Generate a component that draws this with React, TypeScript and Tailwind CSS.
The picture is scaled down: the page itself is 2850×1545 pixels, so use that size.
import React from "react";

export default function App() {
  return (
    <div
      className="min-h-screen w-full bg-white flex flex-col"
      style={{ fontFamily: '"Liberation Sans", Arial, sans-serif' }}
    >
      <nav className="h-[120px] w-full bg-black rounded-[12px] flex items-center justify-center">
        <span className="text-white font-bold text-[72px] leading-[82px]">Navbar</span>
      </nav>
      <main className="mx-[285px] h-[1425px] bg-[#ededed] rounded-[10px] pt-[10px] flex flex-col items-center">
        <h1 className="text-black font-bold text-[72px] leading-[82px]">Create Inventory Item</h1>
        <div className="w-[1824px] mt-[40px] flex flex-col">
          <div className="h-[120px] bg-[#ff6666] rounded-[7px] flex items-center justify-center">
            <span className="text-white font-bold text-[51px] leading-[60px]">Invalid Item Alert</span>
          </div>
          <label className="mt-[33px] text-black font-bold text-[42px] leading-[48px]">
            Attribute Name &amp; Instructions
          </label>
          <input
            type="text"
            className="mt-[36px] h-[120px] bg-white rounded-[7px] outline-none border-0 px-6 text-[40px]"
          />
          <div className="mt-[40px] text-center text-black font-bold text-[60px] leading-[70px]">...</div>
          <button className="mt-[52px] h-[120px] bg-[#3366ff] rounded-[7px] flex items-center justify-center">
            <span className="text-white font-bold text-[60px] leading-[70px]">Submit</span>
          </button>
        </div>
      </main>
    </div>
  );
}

◆ **Stated exercise**: Proceeding from the line containing "The picture is" through the line containing "import React from", transcribe the lines above exactly, both end lines included.

◆ **The reply**:
The picture is scaled down: the page itself is 2850×1545 pixels, so use that size.
import React from "react";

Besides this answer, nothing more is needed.